BOTH Reading Borough Council and West Berkshire Council have been awarded funds from a targeted £30m Rough Sleeping Initiative to support those sleeping rough in Reading West.

Reading Borough is to receive £316,500 and West Berkshire is to receive £211,312.

Across the country, this funding will provide over 500 new staff focused on rough sleeping.

This will include more outreach workers to engage with people on the streets, specialist mental health and substance misuse workers and dedicated co-ordinators to drive efforts to reduce rough sleeping in their areas.

It will also provide over 1700 new bed spaces including both emergency and settled accommodation.

This builds on the Homelessness Reduction Act which came into force in April and is the most ambitious legislative reform in tackling homelessness in decades.

The Act, supported by both Shelter and Crisis, requires councils to provide early support to people at risk of homelessness.

It will transform the culture of homelessness service delivery by ensuring that all English local authorities, public services and the third sector work together to actively prevent homelessness for people at risk, irrespective of whether they are a family or single person, what has put them at risk, or if they have a local connection to the area.
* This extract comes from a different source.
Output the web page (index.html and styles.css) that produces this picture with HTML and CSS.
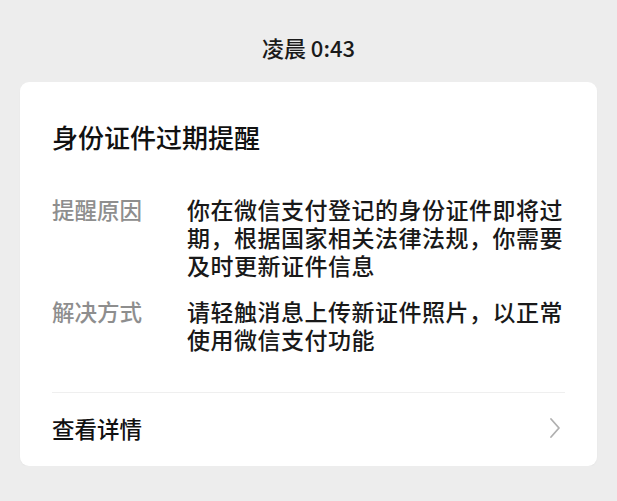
FILE: index.html
```html
<!DOCTYPE html>
<html lang="zh-CN">
<head>
<meta charset="utf-8">
<title>身份证件过期提醒</title>
<link rel="stylesheet" href="styles.css">
</head>
<body>
<div class="page">
  <div class="time">凌晨 0:43</div>
  <div class="card">
    <div class="title">身份证件过期提醒</div>
    <div class="rows">
      <div class="row">
        <div class="label">提醒原因</div>
        <div class="value">你在微信支付登记的身份证件即将过期，根据国家相关法律法规，你需要及时更新证件信息</div>
      </div>
      <div class="row">
        <div class="label">解决方式</div>
        <div class="value">请轻触消息上传新证件照片，以正常使用微信支付功能</div>
      </div>
    </div>
    <div class="footer">
      <span class="more">查看详情</span>
      <svg class="chevron" width="12" height="22" viewBox="0 0 12 22"><path d="M2 2 L10 11 L2 20" fill="none" stroke="#b0b0b0" stroke-width="1.8" stroke-linecap="round" stroke-linejoin="round"/></svg>
    </div>
  </div>
</div>
</body>
</html>
```
FILE: styles.css
```css
html, body {
  margin: 0;
  padding: 0;
  background: #ededed;
}
body {
  font-family: "Noto Sans CJK SC", "Noto Sans", sans-serif;
  color: #191919;
}
.page {
  display: flex;
  flex-direction: column;
  align-items: center;
  padding-top: 33px;
}
.time {
  font-size: 22px;
  line-height: 28px;
  font-weight: 500;
  color: #1a1a1a;
}
.card {
  align-self: stretch;
  margin: 21px 20px 0;
  background: #fff;
  border-radius: 9px;
  padding: 40px 32px 0;
  box-shadow: 0 1px 2px rgba(0,0,0,0.03);
}
.title {
  font-size: 26px;
  line-height: 30px;
  font-weight: 500;
  color: #111;
}
.rows {
  display: flex;
  flex-direction: column;
  gap: 18px;
  margin-top: 43px;
}
.row {
  display: flex;
}
.label {
  width: 135px;
  flex: none;
  font-size: 22.5px;
  line-height: 28px;
  font-weight: 500;
  color: #8e8e8e;
}
.value {
  flex: 1;
  font-size: 23px;
  line-height: 28px;
  letter-spacing: 0.5px;
  font-weight: 500;
  color: #191919;
}
.footer {
  margin-top: 39px;
  border-top: 1px solid #efefef;
  display: flex;
  align-items: center;
  justify-content: space-between;
  padding: 21px 0 24px;
}
.more {
  font-size: 22.5px;
  line-height: 28px;
  font-weight: 500;
  color: #111;
}
.chevron {
  margin-right: 4px;
}
```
Local authorities will work with people at risk of losing their homes to develop personalised housing plans, tailored to focus on the needs and circumstances of the household.

The Government has announced £73 million in funding to help councils to deliver their new responsibilities in respect of the Homeless Reduction Act.
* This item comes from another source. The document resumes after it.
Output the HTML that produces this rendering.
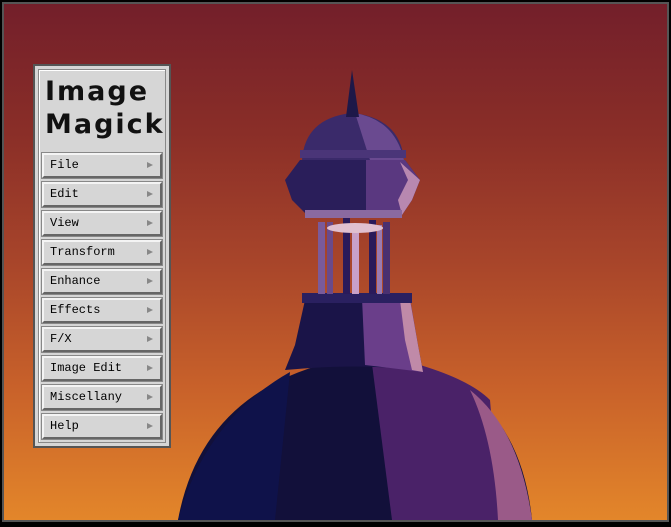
<!DOCTYPE html>
<html><head><style>
body{margin:0;width:671px;height:527px;background:#000;position:relative;overflow:hidden;font-family:"Liberation Mono",monospace}
#frame{position:absolute;left:2px;top:2px;width:663px;height:516px;border:2px solid #555}
#img{position:absolute;left:4px;top:4px;width:663px;height:516px;background:linear-gradient(#731f2a 0%,#8a2e28 25%,#a8452a 50%,#c9622a 75%,#e3862a 100%);overflow:hidden}
#panel{position:absolute;left:33px;top:64px;width:134px;height:380px;background:#d6d6d6;border:2px solid #555;}
#inner{position:absolute;left:3px;top:3px;right:3px;bottom:3px;border:1px solid #888;box-shadow:inset 1px 1px 0 #fff}
.logo{position:absolute;left:10px;top:9px;font-family:"DejaVu Sans",sans-serif;font-size:27px;line-height:33px;font-weight:bold;color:#111;letter-spacing:2px}
.btn{position:absolute;left:7px;height:21px;background:#d6d6d6;border:2px solid;border-color:#f4f4f4 #666 #666 #f4f4f4;outline:1px solid #888;font-size:12px;line-height:21px;color:#000;padding-left:6px;box-sizing:content-box;width:110px}
.btn:after{content:"";position:absolute;right:7px;top:7px;border-left:6px solid #888;border-top:3.5px solid transparent;border-bottom:3.5px solid transparent}
</style></head><body>
<div id="frame"></div>
<div id="img">
<svg width="663" height="516" style="position:absolute;left:0;top:0">
<g transform="translate(-4,-4)">
<path d="M178 520 Q200 400 320 365 L420 365 Q520 400 532 520Z" fill="#12103a"/>
<path d="M178 520 Q205 420 290 372 L275 520Z" fill="#0f124a"/>
<path d="M372 364 L420 365 Q470 380 490 400 L500 520 L392 520Z" fill="#4a2268"/>
<path d="M470 390 Q520 430 532 520 L498 520 Q494 440 470 390Z" fill="#9a5a88"/>
<path d="M285 370 L295 345 L305 300 L410 300 L418 345 L423 372 Q370 362 285 370Z" fill="#1a1448"/>
<path d="M362 298 L410 298 L418 345 L423 372 L365 365Z" fill="#6a3e8a"/>
<path d="M400 300 L410 300 L418 345 L423 372 L412 370 L405 340Z" fill="#c08aa8"/>
<rect x="302" y="293" width="110" height="10" fill="#2a2060"/>
<rect x="318" y="222" width="7" height="72" fill="#7a5a9a"/>
<rect x="327" y="222" width="6" height="72" fill="#6a4a8a"/>
<rect x="343" y="218" width="7" height="76" fill="#2a1a5a"/>
<rect x="352" y="232" width="7" height="62" fill="#c8a0c8"/>
<rect x="369" y="220" width="7" height="74" fill="#2a1a5a"/>
<rect x="377" y="225" width="5" height="69" fill="#9a7ab0"/>
<rect x="383" y="222" width="7" height="72" fill="#4a3070"/>
<ellipse cx="355" cy="228" rx="28" ry="5" fill="#e0c0d0"/>
<path d="M285 180 L300 160 L405 160 L420 180 L412 200 L402 215 L310 218 L292 200Z" fill="#2a1e5a"/>
<path d="M366 160 L405 160 L420 180 L412 200 L402 215 L366 216Z" fill="#5a3880"/>
<path d="M400 162 L420 180 L412 200 L402 215 L398 200 L408 180Z" fill="#b888b0"/>
<rect x="305" y="210" width="97" height="8" fill="#8a6aa0"/>
<path d="M302 160 Q305 118 352 113 Q400 118 404 160Z" fill="#3a2a6a"/>
<path d="M355 113 Q395 120 404 160 L370 160Z" fill="#6a4a90"/>
<rect x="300" y="150" width="106" height="8" fill="#4a3578"/>
<path d="M352 70 L346 117 L359 117Z" fill="#1e1848"/>
</g>
</svg>
<div id="panel" style="left:29px;top:60px"><div id="inner"></div>
<div class="logo">Image<br>Magick</div>
<div class="btn" style="top:87px">File</div>
<div class="btn" style="top:116px">Edit</div>
<div class="btn" style="top:145px">View</div>
<div class="btn" style="top:174px">Transform</div>
<div class="btn" style="top:203px">Enhance</div>
<div class="btn" style="top:232px">Effects</div>
<div class="btn" style="top:261px">F/X</div>
<div class="btn" style="top:290px">Image Edit</div>
<div class="btn" style="top:319px">Miscellany</div>
<div class="btn" style="top:348px">Help</div>
</div>
</div>
</body></html>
Overall, £1.2 billion has been allocated in funding by the Government for tackling homelessness through to 2020, which includes money and a dedicated focus across government departments to tackle rough sleeping.

I firmly believe that just one person without a roof over their head is one too many, and it is vitally important that the most vulnerable people in society, including homeless people and rough sleepers, are helped to get their lives back on track.

The implementation of these radical solutions will reduce levels of homelessness, not only in my constituency, but across our country, helping to achieve the Government’s aim of halving rough sleeping by 2022 and eliminating it altogether by 2027.